The lesson is that a smaller legislature isn’t automatically cheaper in practice. A unicameral body in a large, politically active state with strong partisan traditions might not deliver the cost savings its advocates promise, especially once you account for the oversight functions and deliberative benefits a second chamber provides.
How Much Does Bicameralism Actually Matter?
Political scientists continue to debate whether the effects of bicameralism are as large as its proponents claim. One influential model suggests that while short-term policy fluctuations differ between unicameral and bicameral systems, long-run policy outcomes converge toward the same point: the expected median preference of the legislature.
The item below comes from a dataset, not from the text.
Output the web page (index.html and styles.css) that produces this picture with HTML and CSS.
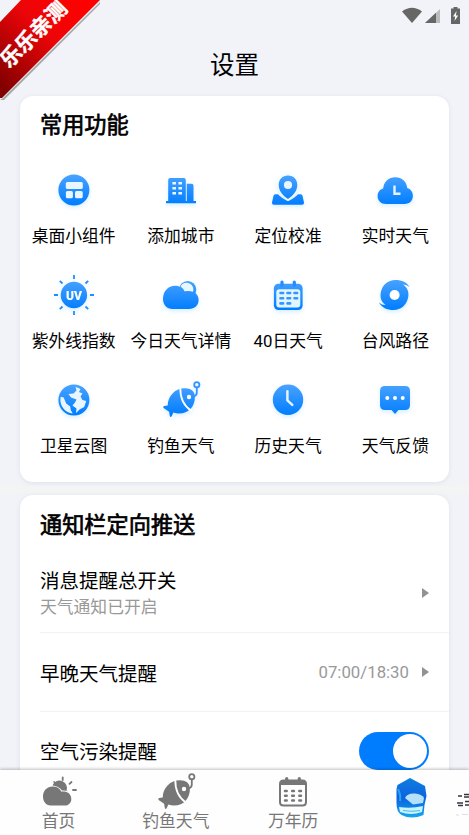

If that’s true, bicameralism’s most visible impact may be on the speed and path of policy change rather than on where policy ultimately lands.
The effects also depend heavily on how different the two chambers actually are from each other. When both chambers have similar political compositions, the second chamber adds little practical constraint. Bicameralism has its strongest impact when the two chambers are elected by different methods, represent different constituencies, or operate under different rules. A second chamber that mirrors the first is largely ceremonial in its legislative effect, even if it serves other functions like providing a venue for longer debate or more experienced review.